The commit is 2017 vintage and that kernel has some problems I fixed
in the area. The commit is not easily revertable either.

Even then the hash as implemented at the time looks suspicious.

I best way forward it to slap together a poc consisting of the obvious
vmalloced bitmap for the entire size + hasthable and see if that has
legs. If so, then one can spend time making it memory-efficient.

> > Regardless, in order to give whatever replacement a fair perf eval
> > against idr, at least the following 2 bits need to get sorted out:
> > - the self-induced repeat locking of pidmap_lock
> > - high cost of kmalloc (to my understanding waiting for sheaves4all)
>
> The nice thing about XArray (compared to IDR) is that there's no
> requirement to preallocate.  Only 1.6% of xa_alloc() calls result in
> calling slab.

Technically there is no requirement in idr either, as it also kmallocs
with GFP_ATOMIC inside.

> At one point I kind of had a plan to create a multi-xarray where you had
> multiple xarrays that shared a single lock.  Or maybe this sharding is
> exactly what's needed; I haven't really analysed the pid locking to see
> what's needed.

So ignoring bottlenecks outside of pid management, there is the global
pidmap_lock. The xarray patchset I linked above technically speaking
provides per-namespace locking, but that does not cut it as you have
to lock all namespaces anyway, including the global one.

Ultimately in order to makes this scale CPUs need to stop sharing the
locks (in the common case anyway). To that end PID space needs to get
partitioned, with ranges allocated to small sets of CPUs (say 8 or 10
or similar -- small enough for contention to not matter outside of a
microbenchmark).
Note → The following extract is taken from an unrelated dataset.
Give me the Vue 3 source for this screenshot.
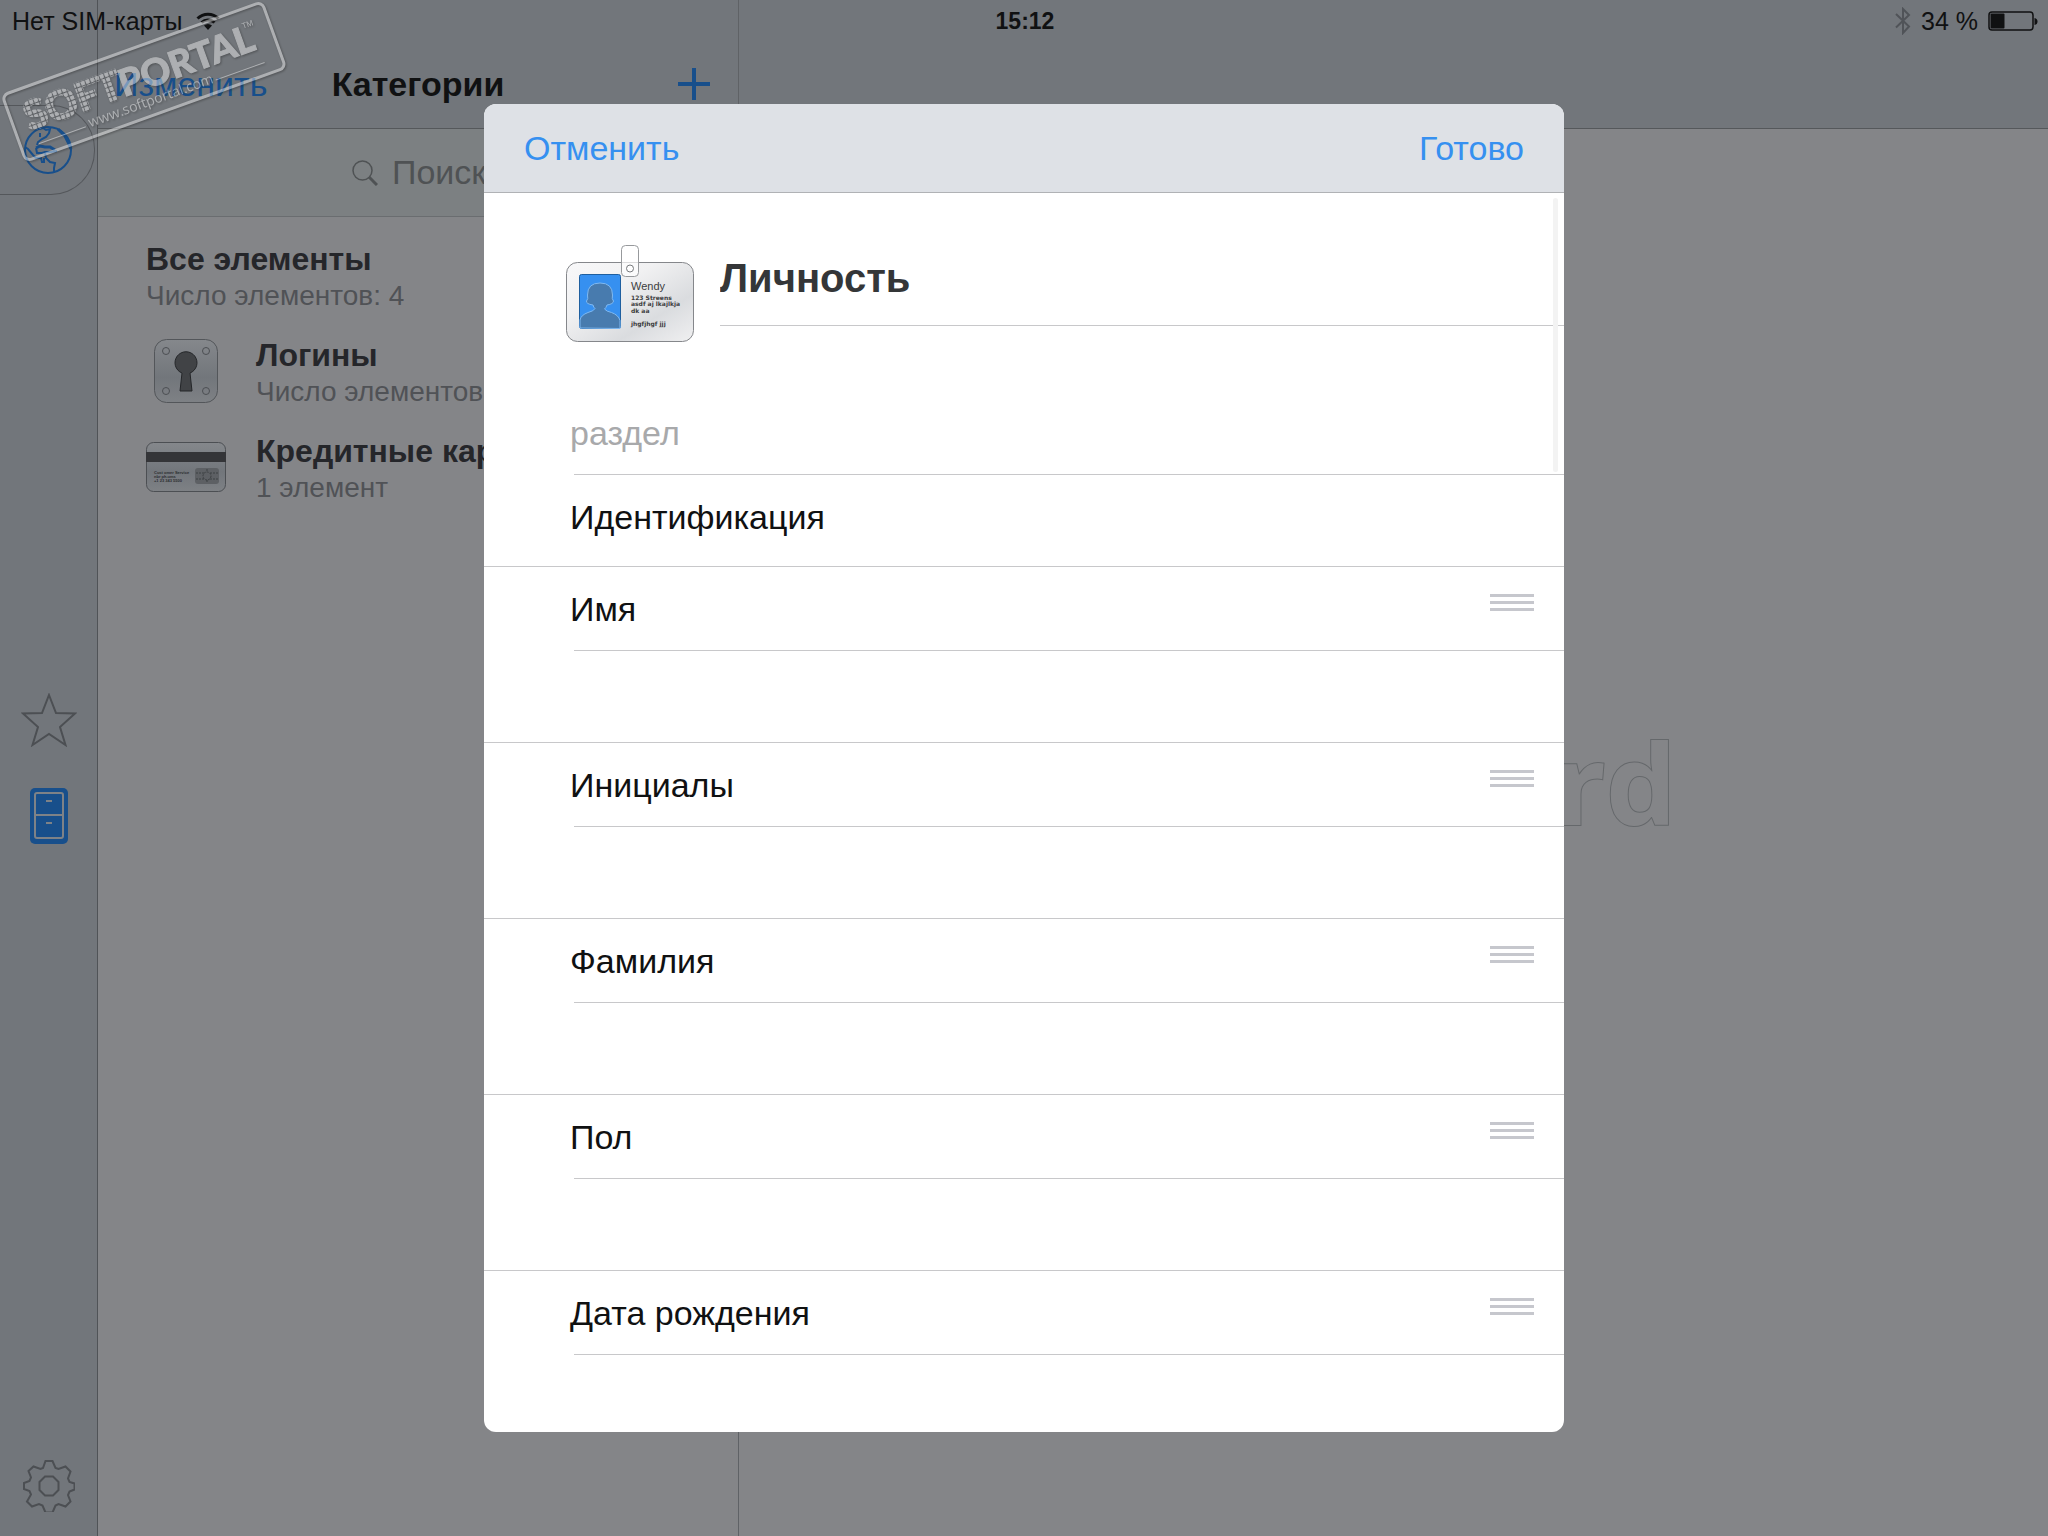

The ID space on Linux is enormous, so this should not
be a problem. The only potential issue is that PIDs no longer will be
sequential which is userspace-visible (I mean, suppose a wanker knows
for a fact nobody is forking and insists on taking advantage of it (by
Hyrum's law), then his two forks in a row have predictable IDs).
Anyhow, then most real workloads should be able to allocate IDs
without depleting the range on whatever they happen to be running on
(but deallocating may still need to look at other CPU ranges).

With something like a bitmap + hash this is trivially achievable --
just have a set of bitmaps and have each assigned a 'base' which you
add/subtract on the id obtained from the given bitmap. The hash is a
non-problem.

I don't know about xarray. Bottom line though, even if one was to pass
a lock around to xarray primitives but without sorting out the range
lock problem, that would merely be a stopgap.

All that said, I don't know if/when I'll get around to something this.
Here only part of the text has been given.